Кто надеется, тот и действует: отчаянный, без веры в настоящее и грядущее, остается мертв для жизни. Светел нам кажется небосклон наш впереди: велики ожидания для развития языка нашего. Если мы все, сколько нас есть сходящихся в имени Русского, единодушно любим родной язык и желаем ему процветать и благоденствовать вместе с Россиею, - то пусть же наше общество решится свергнуть с себя рабские, однажды навсегда, оковы языка иноземного и заговорит своим собственным; пускай наши писатели, по примеру Пушкина, чаще прислушиваются ухом к народной молви; пускай они же и с ними вместе ученые раскрывают сокровища древнего языка, и не пренебрегают Словенщиной, а знакомятся более и более с трудами соплеменных нам ученых, занимающихся одною и тою же частию с ними. Эти четыре источника: язык общественный, устный народный, древний письменный и всесловенский, должны соединенно влиться в наше Русское слово - и тогда поток его потечет у нас на диво мiру, широко, обильно, так, как никогда еще он не протекал в России.
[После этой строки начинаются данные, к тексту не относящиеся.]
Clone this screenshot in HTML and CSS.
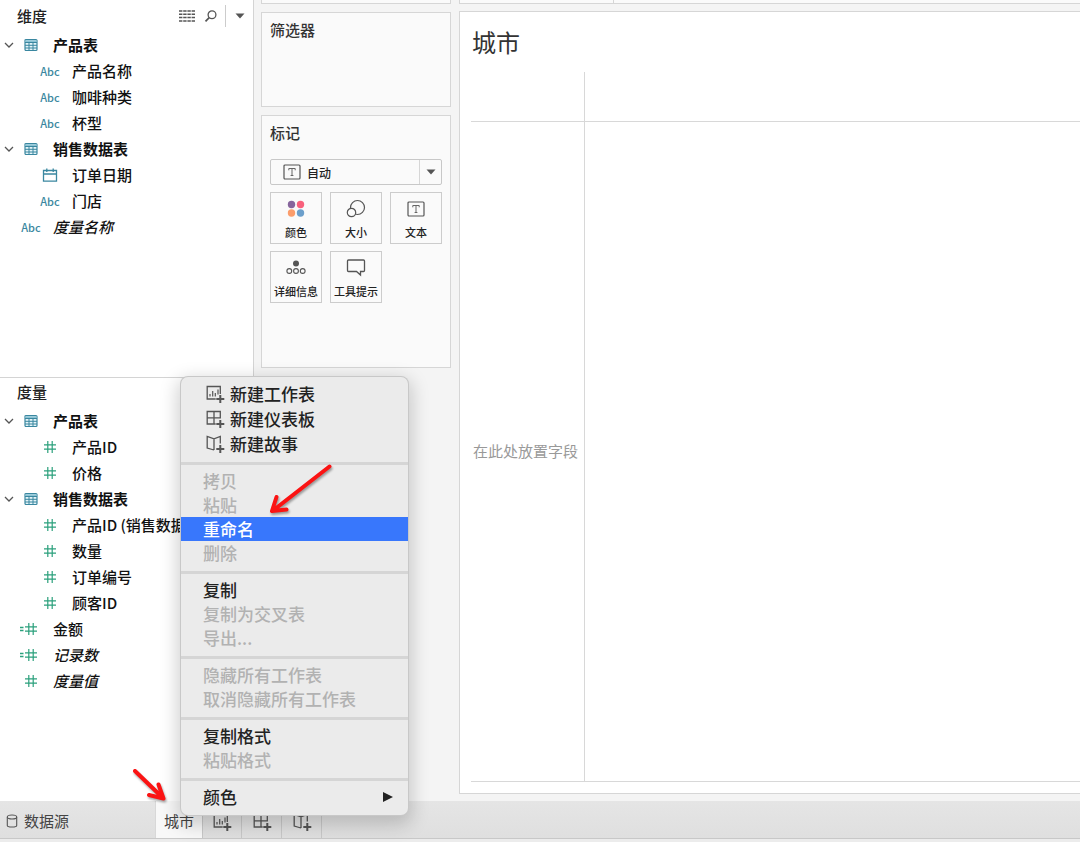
FILE: index.html
```html
<!DOCTYPE html>
<html lang="zh-CN">
<head>
<meta charset="utf-8">
<meta name="viewport" content="width=device-width, initial-scale=1">
<title>城市</title>
<link rel="stylesheet" href="styles.css">
</head>
<body>
<svg class="sprite" aria-hidden="true">
  <symbol id="i-chevron" viewBox="0 0 10 10"><path d="M1 3 5 7 9 3" fill="none" stroke="#555" stroke-width="1.300"/></symbol>
  <symbol id="i-table" viewBox="0 0 14 14"><rect x="1" y="1.500" width="12" height="11" rx="1" fill="#e4f4f8" stroke="#3a87a0" stroke-width="1.200"/><path d="M1.500 3.200h11" stroke="#8cc3d4" stroke-width="2"/><path d="M1 4.500h12M1 7.300h12M1 10h12M5 4.500v8M9 4.500v8" stroke="#3a87a0"/></symbol>
  <symbol id="i-date" viewBox="0 0 16 16"><path d="M1.500 3.500h13v10.700h-13zM1.500 7h13M4.800 1.500v3.500M11.200 1.500v3.500" fill="none" stroke="#3a87a0" stroke-width="1.300"/></symbol>
  <symbol id="i-num" viewBox="0 0 24 14"><path d="M6 4.800h12M6 9.200h12M9.800 1v12M14.200 1v12" stroke="#2ba07c" stroke-width="1.200"/></symbol>
  <symbol id="i-calc" viewBox="0 0 24 14"><path d="M6 4.800h12M6 9.200h12M9.800 1v12M14.200 1v12" stroke="#2ba07c" stroke-width="1.200"/><path d="M1 5.500h3.500M1 8.500h3.500" stroke="#2ba07c" stroke-width="1.400"/></symbol>
  <symbol id="i-text" viewBox="0 0 18 16"><rect x="1" y="1" width="16" height="14" rx="1" fill="none" stroke="#555" stroke-width="1.200"/><path d="M5.800 6.300V4.500h6.400v1.800M9 4.500v7M7.600 11.500h2.800" fill="none" stroke="#666"/></symbol>
  <symbol id="i-sheet" viewBox="0 0 20 20"><path d="M15.300 10V2.500H2.200v12.500h8.500" fill="none" stroke="currentColor" stroke-width="1.300"/><path d="M5 12.500V10M7.700 12.500V7M10.300 12.500V9M13 10.500V5.500" stroke="currentColor" stroke-width="1.200"/><path d="M15.300 11v8M11.300 15h8" stroke="currentColor" stroke-width="2"/></symbol>
  <symbol id="i-dash" viewBox="0 0 20 20"><path d="M15.300 9.500V2.500H2.200v12.500h8.500M9 2.500v12.500M2.200 8.800h13.100" fill="none" stroke="currentColor" stroke-width="1.300"/><path d="M15.300 11v8M11.300 15h8" stroke="currentColor" stroke-width="2"/></symbol>
  <symbol id="i-story" viewBox="0 0 20 20"><path d="M15.300 9.500V2.500L9 4.800 2.200 2.500V14L9 16M9 4.800V16" fill="none" stroke="currentColor" stroke-width="1.300"/><path d="M15.300 11v8M11.300 15h8" stroke="currentColor" stroke-width="2"/></symbol>
</svg>

<div class="app">
  <main class="workspace">
    <aside class="data-pane">
      <section class="fields fields-dim">
        <header class="fields-head">
          <h2>维度</h2>
          <div class="tools">
            <button type="button" aria-label="视图"><svg width="16" height="14" viewBox="0 0 16 14"><path d="M0 2h16M0 5.300h16M0 8.600h16M0 11.900h16" stroke="#555" stroke-width="1.500" stroke-dasharray="3.400 .8"/></svg></button>
            <button type="button" aria-label="查找"><svg width="14" height="14" viewBox="0 0 14 14"><circle cx="8" cy="5.800" r="3.900" fill="none" stroke="#555" stroke-width="1.300"/><path d="M5.200 8.700 1.500 12.400" stroke="#555" stroke-width="1.700"/></svg></button>
            <button type="button" class="more" aria-label="更多"><svg width="10" height="6" viewBox="0 0 10 6"><path d="M.5.500h9L5 5.500z" fill="#555"/></svg></button>
          </div>
        </header>
        <ul class="tree">
          <li class="row group"><svg class="chev"><use href="#i-chevron"/></svg><span class="slot"><svg class="ic14"><use href="#i-table"/></svg></span>产品表</li>
          <li class="row child"><span class="slot abc">Abc</span>产品名称</li>
          <li class="row child"><span class="slot abc">Abc</span>咖啡种类</li>
          <li class="row child"><span class="slot abc">Abc</span>杯型</li>
          <li class="row group"><svg class="chev"><use href="#i-chevron"/></svg><span class="slot"><svg class="ic14"><use href="#i-table"/></svg></span>销售数据表</li>
          <li class="row child"><span class="slot"><svg class="ic16"><use href="#i-date"/></svg></span>订单日期</li>
          <li class="row child"><span class="slot abc">Abc</span>门店</li>
          <li class="row root"><span class="slot abc">Abc</span><em>度量名称</em></li>
        </ul>
      </section>
      <section class="fields fields-measure">
        <header class="fields-head"><h2>度量</h2></header>
        <ul class="tree">
          <li class="row group"><svg class="chev"><use href="#i-chevron"/></svg><span class="slot"><svg class="ic14"><use href="#i-table"/></svg></span>产品表</li>
          <li class="row child"><span class="slot"><svg class="num"><use href="#i-num"/></svg></span>产品ID</li>
          <li class="row child"><span class="slot"><svg class="num"><use href="#i-num"/></svg></span>价格</li>
          <li class="row group"><svg class="chev"><use href="#i-chevron"/></svg><span class="slot"><svg class="ic14"><use href="#i-table"/></svg></span>销售数据表</li>
          <li class="row child"><span class="slot"><svg class="num"><use href="#i-num"/></svg></span>产品ID (销售数据</li>
          <li class="row child"><span class="slot"><svg class="num"><use href="#i-num"/></svg></span>数量</li>
          <li class="row child"><span class="slot"><svg class="num"><use href="#i-num"/></svg></span>订单编号</li>
          <li class="row child"><span class="slot"><svg class="num"><use href="#i-num"/></svg></span>顾客ID</li>
          <li class="row root"><span class="slot"><svg class="num"><use href="#i-calc"/></svg></span>金额</li>
          <li class="row root"><span class="slot"><svg class="num"><use href="#i-calc"/></svg></span><em>记录数</em></li>
          <li class="row root"><span class="slot"><svg class="num"><use href="#i-num"/></svg></span><em>度量值</em></li>
        </ul>
      </section>
    </aside>

    <div class="shelves">
      <div class="card card-edge"></div>
      <section class="card card-filter"><h3>筛选器</h3></section>
      <section class="card card-marks">
        <h3>标记</h3>
        <label class="mark-type">
          <svg width="18" height="16"><use href="#i-text"/></svg>
          <select aria-label="标记类型"><option>自动</option></select>
          <span class="mark-arrow"><svg width="10" height="6" viewBox="0 0 10 6"><path d="M.5.500h9L5 5.500z" fill="#555"/></svg></span>
        </label>
        <div class="marks">
          <button type="button"><svg width="20" height="20" viewBox="0 0 20 20"><circle cx="5.500" cy="5.500" r="3.700" fill="#86659c"/><circle cx="14.500" cy="5.500" r="3.700" fill="#f8607c"/><circle cx="5.500" cy="14" r="3.700" fill="#fb9d6c"/><circle cx="14.500" cy="14" r="3.700" fill="#6c9fcb"/></svg>颜色</button>
          <button type="button"><svg width="20" height="20" viewBox="0 0 20 20" fill="none" stroke="#555" stroke-width="1.200"><circle cx="11.500" cy="8.500" r="7"/><circle cx="5.500" cy="13.500" r="4.200" fill="#fafafa"/></svg>大小</button>
          <button type="button"><svg width="18" height="20" viewBox="0 -2 18 20"><use href="#i-text" width="18" height="16"/></svg>文本</button>
          <button type="button"><svg width="20" height="20" viewBox="0 0 20 20"><circle cx="10" cy="5.500" r="3" fill="#555"/><g fill="none" stroke="#555" stroke-width="1.100"><circle cx="3.300" cy="13" r="2.400"/><circle cx="10" cy="13" r="2.400"/><circle cx="16.700" cy="13" r="2.400"/></g></svg>详细信息</button>
          <button type="button"><svg width="20" height="20" viewBox="0 0 20 20"><path d="M2.500 2h15q1 0 1 1v9.500q0 1-1 1h-3V17l-4-3.500h-8q-1 0-1-1V3q0-1 1-1z" fill="none" stroke="#555" stroke-width="1.300"/></svg>工具提示</button>
        </div>
      </section>
    </div>

    <div class="canvas">
      <div class="shelf-edge"><span></span></div>
      <section class="view">
        <h1>城市</h1>
        <div class="drop-grid">
          <div class="cell corner"></div>
          <div class="cell columns"></div>
          <div class="cell rows">在此处放置字段</div>
          <div class="cell body"></div>
        </div>
      </section>
    </div>
  </main>

  <nav class="tabs">
    <button type="button" class="tab source"><svg width="12" height="14" viewBox="0 0 12 14" fill="none" stroke="#555" stroke-width="1.100"><ellipse cx="6" cy="3" rx="4.700" ry="2"/><path d="M1.300 3v8.500q0 1.500 4.700 1.500t4.700-1.500V3"/></svg>数据源</button>
    <button type="button" class="tab active">城市</button>
    <button type="button" class="tab add" aria-label="新建工作表"><svg width="20" height="20"><use href="#i-sheet"/></svg></button>
    <button type="button" class="tab add" aria-label="新建仪表板"><svg width="20" height="20"><use href="#i-dash"/></svg></button>
    <button type="button" class="tab add" aria-label="新建故事"><svg width="20" height="20"><use href="#i-story"/></svg></button>
  </nav>
</div>

<div class="menu" role="menu">
  <div class="menu-group new">
    <button type="button" role="menuitem"><svg width="20" height="20"><use href="#i-sheet"/></svg>新建工作表</button>
    <button type="button" role="menuitem"><svg width="20" height="20"><use href="#i-dash"/></svg>新建仪表板</button>
    <button type="button" role="menuitem"><svg width="20" height="20"><use href="#i-story"/></svg>新建故事</button>
  </div>
  <div class="menu-group">
    <button type="button" role="menuitem" disabled>拷贝</button>
    <button type="button" role="menuitem" disabled>粘贴</button>
    <button type="button" role="menuitem" class="selected">重命名</button>
    <button type="button" role="menuitem" disabled>删除</button>
  </div>
  <div class="menu-group">
    <button type="button" role="menuitem">复制</button>
    <button type="button" role="menuitem" disabled>复制为交叉表</button>
    <button type="button" role="menuitem" disabled>导出...</button>
  </div>
  <div class="menu-group">
    <button type="button" role="menuitem" disabled>隐藏所有工作表</button>
    <button type="button" role="menuitem" disabled>取消隐藏所有工作表</button>
  </div>
  <div class="menu-group">
    <button type="button" role="menuitem">复制格式</button>
    <button type="button" role="menuitem" disabled>粘贴格式</button>
  </div>
  <div class="menu-group">
    <button type="button" role="menuitem">颜色<svg class="sub" width="10" height="12" viewBox="0 0 10 12"><path d="M0 1v10l10-5z" fill="#222"/></svg></button>
  </div>
</div>

<svg class="arrow arrow-rename" width="70" height="60" viewBox="0 0 70 60"><path d="M64.500 6.500 8 50.500M11.500 37 7 51 21.500 49.500" /></svg>
<svg class="arrow arrow-tab" width="40" height="40" viewBox="0 0 40 40"><path d="M5 6 33 33M28.500 19.500 33.500 33.500 19 30" /></svg>
</body>
</html>
```

FILE: styles.css
```css
* { box-sizing: border-box; }
body {
  margin: 0;
  position: relative;
  background: #f4f4f4;
  color: #1c1c1c;
  font: 500 15px/26px "Noto Sans CJK SC", sans-serif;
}
button, select {
  font: inherit;
  color: inherit;
  background: none;
  border: 0;
  padding: 0;
  margin: 0;
}
h1, h2, h3, ul { margin: 0; padding: 0; list-style: none; }
h2, h3 { font-size: 15px; font-weight: 500; }
svg { flex: none; display: block; }
.sprite { position: absolute; width: 0; height: 0; }

.app { min-height: 100vh; display: flex; flex-direction: column; }
.workspace { flex: 1; display: flex; }

/* data pane */
.data-pane {
  width: 254px;
  flex: none;
  display: flex;
  flex-direction: column;
  background: #fff;
  border-right: 1px solid #d4d4d4;
}
.fields-dim { min-height: 377px; }
.fields-measure { border-top: 1px solid #d4d4d4; flex: 1; }
.fields-head {
  display: flex;
  justify-content: space-between;
  align-items: center;
  padding: 0 8px 0 17px;
  height: 32px;
}
.fields-measure .fields-head { height: 30px; padding-bottom: 2px; }
.fields-head h2 { color: #222; }
.tools { display: flex; align-items: center; gap: 9px; }
.tools .more {
  height: 22px;
  padding-left: 9px;
  border-left: 1px solid #ccc;
  margin-left: -2px;
}
.row {
  display: flex;
  align-items: center;
  height: 26px;
  white-space: nowrap;
  color: #111;
}
.group { padding-left: 4px; font-weight: 700; }
.child { padding-left: 38px; }
.root { padding-left: 19px; }
.chev { width: 10px; height: 10px; margin-right: 5px; }
.slot { width: 24px; margin-right: 10px; display: flex; justify-content: center; }
.abc { color: #3a87a0; font-size: 11px; font-weight: 500; }
.ic14 { width: 14px; height: 14px; }
.ic16 { width: 16px; height: 16px; }
.num { width: 24px; height: 14px; }

/* shelves */
.shelves {
  width: 205px;
  flex: none;
  display: flex;
  flex-direction: column;
  gap: 8px;
  padding: 0 8px 8px 7px;
}
.card { background: #fafafa; border: 1px solid #d6d6d6; padding: 4px 8px; }
.card h3 { color: #333; }
.card-edge { height: 4px; padding: 0; border-top: 0; }
.card-filter { min-height: 95px; }
.card-marks { min-height: 253px; }
.mark-type {
  display: flex;
  align-items: center;
  height: 26px;
  margin: 13px 0 7px;
  padding-left: 12px;
  border: 1px solid #c8c8c8;
  border-radius: 2px;
  font-size: 12px;
}
.mark-type select {
  flex: 1;
  min-width: 0;
  appearance: none;
  padding: 0 0 2px 6px;
  height: 24px;
  color: #222;
}
.mark-arrow {
  align-self: stretch;
  width: 22px;
  border-left: 1px solid #d6d6d6;
  display: flex;
  align-items: center;
  justify-content: center;
}
.marks { display: grid; grid-template-columns: repeat(3, 1fr); gap: 7px 8px; }
.marks button {
  height: 52px;
  display: flex;
  flex-direction: column;
  align-items: center;
  gap: 5px;
  padding-top: 6px;
  border: 1px solid #ccc;
  font-size: 11px;
  line-height: 16px;
  white-space: nowrap;
  color: #222;
}

/* view */
.canvas { flex: 1; min-width: 0; display: flex; flex-direction: column; gap: 7px; padding-bottom: 7px; }
.shelf-edge { height: 4px; border: 1px solid #d6d6d6; border-width: 0 0 1px 1px; background: #fafafa; }
.shelf-edge span { display: block; width: 154px; height: 3px; border-right: 1px solid #d6d6d6; }
.view {
  flex: 1;
  display: flex;
  flex-direction: column;
  background: #fff;
  border: 1px solid #d6d6d6;
  border-right: 0;
  padding: 13px 0 11px 11px;
}
.view h1 { font-size: 24px; font-weight: 400; line-height: 34px; color: #333; padding-left: 1px; margin-bottom: 13px; }
.drop-grid {
  flex: 1;
  display: grid;
  grid-template-columns: 114px 1fr;
  grid-template-rows: 50px 1fr;
}
.cell { border: 0 solid #d8d8d8; border-bottom-width: 1px; }
.corner, .rows { border-right-width: 1px; }
.rows { display: flex; align-items: center; padding: 0 0 2px 2px; color: #999; font-weight: 400; white-space: nowrap; }

/* sheet tabs */
.tabs {
  display: flex;
  height: 41px;
  padding-bottom: 2px;
  background: linear-gradient(#e5e5e5, #dfdfdf 37px, #c8c8c8 37px, #c8c8c8 38px, #ececec 38px);
}
.tab { height: 37px; display: flex; align-items: center; justify-content: center; color: #444; border-right: 1px solid #c8c8c8; font-weight: 400; }
.source { width: 156px; justify-content: flex-start; gap: 6px; padding: 2px 0 0 6px; border-right-color: #d8d8d8; }
.active { width: 47px; background: #f8f8f8; padding-top: 2px; }
.add { width: 39px; padding-top: 4px; color: #555; }
.add + .add { width: 40px; }

/* context menu */
.menu {
  position: absolute;
  left: 181px;
  top: 377px;
  width: 227px;
  background: #ebebeb;
  border-radius: 7px;
  box-shadow: 0 0 0 1px #c8c8c8, 0 6px 18px 4px rgba(0, 0, 0, .18);
}
.menu-group { padding: 4px 0 6px; }
.menu-group + .menu-group { border-top: 3px solid #d5d5d5; }
.menu button {
  display: flex;
  align-items: center;
  width: 100%;
  height: 24px;
  padding: 0 15px 0 22px;
  font-size: 17px;
  line-height: 24px;
  color: #222;
}
.menu .new button { height: 25px; gap: 5px; padding-left: 24px; }
.menu .new svg { color: #555; }
.menu button:disabled { color: #b2b2b2; }
.menu .selected { background: #3877fc; color: #fff; }
.sub { margin-left: auto; }

/* annotation arrows */
.arrow {
  position: absolute;
  fill: none;
  stroke: #fb1313;
  stroke-width: 4;
  stroke-linecap: round;
  stroke-linejoin: round;
  filter: drop-shadow(1px 2px 1px rgba(0, 0, 0, .35));
}
.arrow-rename { left: 265px; top: 460px; }
.arrow-tab { left: 130px; top: 765px; }
```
Припомним здесь главную задачу всего нашего образования: ее предложил нам Карамзин примером всей своей жизни: с него мы начали, им и кончим. Да, пример Карамзина должен повториться в огромном размере на всем образовании Русском, в каждом из нас: он начал от иностранных форм, и по мере того как узнавал древнее слово своего отечества, язык его русел более и более. То же отразилось и в языке Пушкина. Инстинкт этих двух представителей нашего литературного образования должен отозваться теперь и во всем его стремлении. Мысль еще не принадлежит нам до тех пор, пока она не сказалась в родном нашем слове: облеченная в язык иноземный, она может принадлежать только частным лицам, но не перейдет еще в дух нации: чтобы быть в народе, она должна воплотиться в языке его. - Все мы, действующие мыслию и словом на образование народное, по разным ветвям поэзии, словесности, науки, как бы ни разделялись мнениями, должны помнить, что у всех нас одна задача: выразить мысль всеобъемлющую, всемiрную, всечеловеческую, Християнскую, в самом Русском слове.

С. Шевырев.

(Москвитянин. 1842. Ч. 2. № 3. С. 153 - 191).